TASK TO COMPLETE: Show all lines from the data that include the word "index".

▬▬▬

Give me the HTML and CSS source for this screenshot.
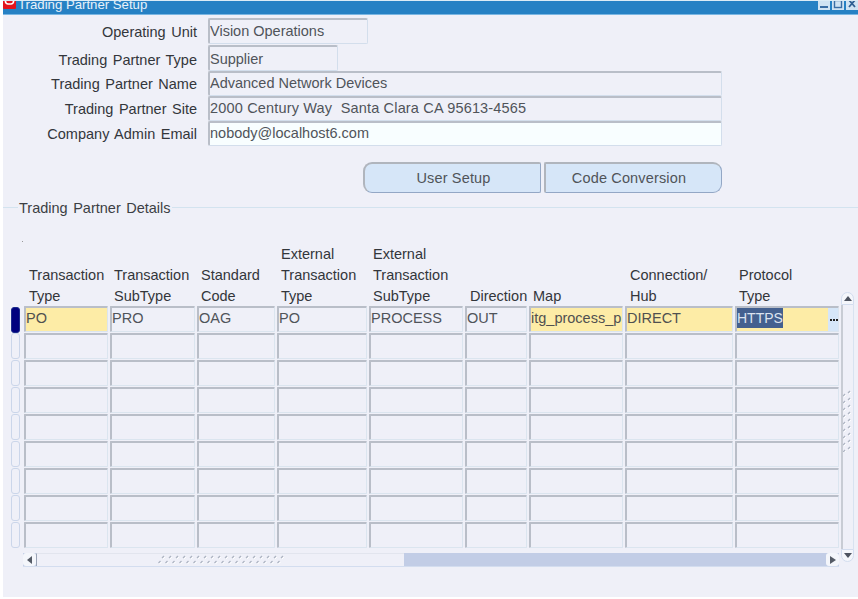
FILE: index.html
```
<!DOCTYPE html>
<html lang="en">
<head>
<meta charset="utf-8">
<title>Trading Partner Setup</title>
<link rel="stylesheet" href="styles.css">
</head>
<body>
<div class="window">
  <header class="titlebar">
    <svg class="app-icon" width="13" height="10" viewBox="0 0 13 10"><rect width="13" height="10" rx="1" fill="#e3141c"/><path d="M2.5 0v2.5a2.5 2.5 0 0 0 2.5 2.5h3a2.5 2.5 0 0 0 2.5-2.5V0" fill="none" stroke="#fff" stroke-width="1.7"/></svg>
    <span class="title-text">Trading Partner Setup</span>
    <div class="win-controls">
      <span class="win-btn"><svg width="12" height="10" viewBox="0 0 12 10"><rect x="2" y="6" width="8" height="2" fill="#3a6ea5"/></svg></span>
      <span class="win-btn"><svg width="12" height="10" viewBox="0 0 12 10"><rect x="2.5" y="0.5" width="7" height="7" fill="none" stroke="#3a6ea5" stroke-width="1.4"/></svg></span>
      <span class="win-btn"><svg width="12" height="10" viewBox="0 0 12 10"><path d="M3 0l6 7M9 0L3 7" stroke="#2f5f92" stroke-width="1.8"/></svg></span>
    </div>
  </header>

  <section class="form">
    <div class="form-row r26 row-first"><label class="form-label">Operating Unit</label><div class="field w-unit">Vision Operations</div></div>
    <div class="form-row r26 row-second"><label class="form-label">Trading Partner Type</label><div class="field w-type">Supplier</div></div>
    <div class="form-row r25"><label class="form-label">Trading Partner Name</label><div class="field w-full">Advanced Network Devices</div></div>
    <div class="form-row r25"><label class="form-label">Trading Partner Site</label><div class="field w-full field-wide">2000 Century Way&nbsp; Santa Clara CA 95613-4565</div></div>
    <div class="form-row r25"><label class="form-label">Company Admin Email</label><div class="field w-full field-input">nobody@localhost6.com</div></div>
  </section>

  <div class="actions">
    <button class="btn btn-left">User Setup</button>
    <button class="btn btn-right">Code Conversion</button>
  </div>

  <div class="section-head">
    <span class="section-rule short"></span>
    <span class="section-title">Trading Partner Details</span>
    <span class="section-rule"></span>
  </div>

  <i class="speck"></i>

  <section class="details">
    <div class="table-col">
      <div class="grid head">
        <span></span>
        <div class="th th-5">Transaction Type</div>
        <div class="th">Transaction SubType</div>
        <div class="th">Standard Code</div>
        <div class="th">External Transaction Type</div>
        <div class="th">External Transaction SubType</div>
        <div class="th th-5 nowrap">Direction</div>
        <div class="th">Map</div>
        <div class="th th-5">Connection/ Hub</div>
        <div class="th">Protocol<br>Type</div>
      </div>
      <div class="grid rows">
        <span class="ind ind-on"></span>
        <div class="cell req">PO</div><div class="cell">PRO</div><div class="cell">OAG</div><div class="cell">PO</div><div class="cell">PROCESS</div><div class="cell">OUT</div><div class="cell req">itg_process_p</div><div class="cell req">DIRECT</div>
        <div class="cell req cell-last"><span class="sel">HTTPS</span><span class="lov"><svg width="9" height="3" viewBox="0 0 9 3"><path d="M1 0h2v2H1zM4 0h2v2H4zM7 0h2v2H7z" fill="#222"/></svg></span></div>

        <span class="ind"></span><div class="cell"></div><div class="cell"></div><div class="cell"></div><div class="cell"></div><div class="cell"></div><div class="cell"></div><div class="cell"></div><div class="cell"></div><div class="cell"></div>
        <span class="ind"></span><div class="cell"></div><div class="cell"></div><div class="cell"></div><div class="cell"></div><div class="cell"></div><div class="cell"></div><div class="cell"></div><div class="cell"></div><div class="cell"></div>
        <span class="ind"></span><div class="cell"></div><div class="cell"></div><div class="cell"></div><div class="cell"></div><div class="cell"></div><div class="cell"></div><div class="cell"></div><div class="cell"></div><div class="cell"></div>
        <span class="ind"></span><div class="cell"></div><div class="cell"></div><div class="cell"></div><div class="cell"></div><div class="cell"></div><div class="cell"></div><div class="cell"></div><div class="cell"></div><div class="cell"></div>
        <span class="ind"></span><div class="cell"></div><div class="cell"></div><div class="cell"></div><div class="cell"></div><div class="cell"></div><div class="cell"></div><div class="cell"></div><div class="cell"></div><div class="cell"></div>
        <span class="ind"></span><div class="cell"></div><div class="cell"></div><div class="cell"></div><div class="cell"></div><div class="cell"></div><div class="cell"></div><div class="cell"></div><div class="cell"></div><div class="cell"></div>
        <span class="ind"></span><div class="cell"></div><div class="cell"></div><div class="cell"></div><div class="cell"></div><div class="cell"></div><div class="cell"></div><div class="cell"></div><div class="cell"></div><div class="cell"></div>
        <span class="ind"></span><div class="cell"></div><div class="cell"></div><div class="cell"></div><div class="cell"></div><div class="cell"></div><div class="cell"></div><div class="cell"></div><div class="cell"></div><div class="cell"></div>
      </div>
      <div class="hscroll">
        <span class="arrow-btn arrow-l"><svg width="6" height="8" viewBox="0 0 6 8"><path d="M5 0v8L0 4z" fill="#555b66"/></svg></span>
        <span class="hthumb">
          <svg class="grip" width="126" height="10" viewBox="0 0 126 10">
            <defs><pattern id="gh" width="7" height="10" patternUnits="userSpaceOnUse"><path d="M4 3l2-2" stroke="#adb4c2" stroke-width="1.2"/><path d="M5 4l2-2" stroke="#fff" stroke-width="1"/><path d="M.5 8l2-2" stroke="#adb4c2" stroke-width="1.2"/><path d="M1.5 9l2-2" stroke="#fff" stroke-width="1"/></pattern></defs>
            <rect width="126" height="10" fill="url(#gh)"/>
          </svg>
        </span>
        <span class="htrack"></span>
        <span class="arrow-btn arrow-r"><svg width="6" height="8" viewBox="0 0 6 8"><path d="M0 0v8l6-4z" fill="#555b66"/></svg></span>
      </div>
    </div>
    <div class="vscroll">
      <span class="v-arrow v-up"><svg width="8" height="5" viewBox="0 0 8 5"><path d="M0 5h8L4 0z" fill="#4d5360"/></svg></span>
      <span class="vthumb">
        <svg class="grip" width="10" height="62" viewBox="0 0 10 62">
          <defs><pattern id="gv" width="10" height="7" patternUnits="userSpaceOnUse"><path d="M0 6l2-2" stroke="#adb4c2" stroke-width="1.2"/><path d="M1 7l2-2" stroke="#fff" stroke-width="1"/><path d="M5 3l2-2" stroke="#adb4c2" stroke-width="1.2"/><path d="M6 4l2-2" stroke="#fff" stroke-width="1"/></pattern></defs>
          <rect width="10" height="62" fill="url(#gv)"/>
        </svg>
      </span>
      <span class="v-arrow v-down"><svg width="8" height="5" viewBox="0 0 8 5"><path d="M0 0h8L4 5z" fill="#4d5360"/></svg></span>
    </div>
  </section>
</div>
</body>
</html>
```
FILE: styles.css
```
* { box-sizing: border-box; }
html, body { margin: 0; padding: 0; background: #fff; }
body { width: 858px; height: 599px; overflow: hidden; font-family: "Liberation Sans", Arial, sans-serif; font-size: 14.5px; color: #3a3d42; }

.window { width: 855px; height: 597px; margin-left: 3px; background: #eff0f8; display: flex; flex-direction: column; overflow: hidden; }

.titlebar { height: 15px; flex: none; background: #2681c4; border-bottom: 1px solid #7ab6e2; border-top: 1px solid #dcecf6; display: flex; align-items: flex-start; overflow: hidden; }
.app-icon { flex: none; margin-top: -2px; }
.title-text { color: #e8f2fa; font-size: 13.2px; margin-left: 2px; line-height: 14px; margin-top: -3px; white-space: nowrap; }
.win-controls { margin-left: auto; display: flex; gap: 1px; margin-top: -1px; }
.win-btn { width: 12px; height: 10px; background: #cfe3f3; display: block; margin-left: 1px; }
.win-btn svg { display: block; }

.form { display: flex; flex-direction: column; margin-top: 3px; flex: none; }
.form-row { display: flex; align-items: stretch; }
.r26 { height: 26px; }
.row-first { margin-bottom: 1px; }
.r25 { height: 25px; }
.form-label { width: 194px; text-align: right; line-height: 27px; color: #33363b; flex: none; word-spacing: 1.5px; white-space: nowrap; }
.row-first .form-label { line-height: 28px; }
.row-second .form-label { line-height: 30px; }
.field { margin-left: 11px; padding-left: 0; line-height: 21px; color: #50545a; background: #eff0f8; border: 1px solid #d3deec; border-top: 2px solid #b9bec8; border-left: 2px solid #b9bec8; border-radius: 2px; white-space: nowrap; overflow: hidden; }
.row-first .field { line-height: 22px; }
.row-second .field { line-height: 24px; }
.field-wide { letter-spacing: .17px; }
.w-unit { width: 160px; }
.w-type { width: 130px; }
.w-full { width: 514px; }
.field-input { background: #f8feff; }

.actions { display: flex; gap: 3px; margin: 16px 0 0 360px; flex: none; }
.btn { height: 31px; width: 178px; background: #d6e6f8; border: 1px solid #93a7c5; border-top: 2px solid #b0b5bd; border-left: 2px solid #b0b5bd; color: #505459; font: inherit; letter-spacing: .15px; padding: 0; }
.btn-left { border-radius: 9px 2px 2px 9px; padding-left: 2px; }
.btn-right { border-radius: 2px 9px 9px 2px; padding-right: 9px; }

.section-head { display: flex; align-items: center; margin-top: 7px; height: 16px; flex: none; }
.section-rule { flex: 1; height: 1px; background: #d3e3ef; margin-bottom: 2px; }
.section-rule.short { flex: none; width: 15px; }
.section-title { padding: 0 1px; color: #3c3f44; word-spacing: 1.5px; }

.speck { display: block; width: 1px; height: 1px; background: #999; margin: 25px 0 0 19px; flex: none; }

.details { display: flex; margin-left: 8px; margin-top: 2px; flex: none; }
.table-col { width: 828px; flex: none; }
.grid { display: grid; grid-template-columns: 11px 84px 85px 78px 90px 94px 62px 94px 108px 104px; column-gap: 2px; }
.head { height: 62px; align-items: end; }
.th { padding-left: 4px; line-height: 21px; color: #33363b; }
.th-5 { padding-left: 5px; }
.th.nowrap { white-space: nowrap; }
.rows { row-gap: 1px; grid-auto-rows: 26px; }
.ind { width: 9px; height: 26px; background: #eff0f8; border: 1px solid #cbd6ea; border-radius: 3px; }
.ind-on { background: #00007e; border-color: #1a2a8c; margin-top: 1px; }
.cell { background: #eff0f8; border: 1px solid #dbe5ef; border-top: 2px solid #b9bec8; border-left: 2px solid #b9bec8; padding-left: 0; line-height: 21px; color: #50545a; white-space: nowrap; overflow: hidden; border-radius: 1px; }
.req { background: #fdeca6; color: #505050; }
.cell-last { display: flex; align-items: flex-start; justify-content: space-between; }
.sel { background: #44608f; color: #dce3f0; font-size: 14px; line-height: 20px; }
.lov { width: 10px; height: 24px; background: #d6e6f8; display: flex; align-items: center; justify-content: center; flex: none; }
.lov svg { display: block; }

.hscroll { margin: 5px 0 0 12px; height: 14px; display: flex; width: 816px; background: #c2cde6; border-bottom: 1px solid #d3ddef; }
.arrow-btn { width: 13px; flex: none; background: #f4f6fb; display: flex; align-items: center; justify-content: center; border-radius: 3px; }
.hthumb { width: 368px; flex: none; background: #eff0f8; border-left: 1px solid #9aa3b5; border-top: 1px solid #e2e5ee; display: flex; justify-content: center; align-items: center; }
.htrack { flex: 1; background: #c2cde6; }
.grip { display: block; }

.vscroll { width: 13px; margin: 48px 0 0 2px; height: 270px; display: flex; flex-direction: column; flex: none; }
.v-arrow { height: 13px; flex: none; display: flex; align-items: center; justify-content: center; background: #f4f6fb; border: 1px solid #d3ddef; }
.v-up { border-radius: 7px 7px 0 0; }
.v-down { border-radius: 0 0 7px 7px; }
.vthumb { flex: 1; background: #eff0f8; border-left: 2px solid #c8ccd4; border-right: 1px solid #d8e2f0; display: flex; align-items: center; justify-content: center; padding-bottom: 12px; }
```
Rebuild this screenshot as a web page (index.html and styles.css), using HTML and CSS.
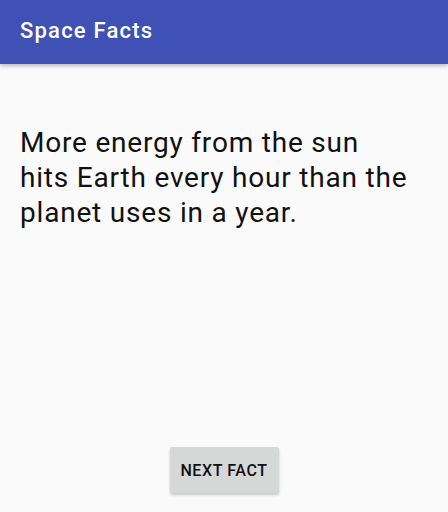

▬▬▬

SOLUTION TO THE PROBLEM:
FILE: index.html
Rebuild this screenshot as a web page (index.html and styles.css), using HTML and CSS.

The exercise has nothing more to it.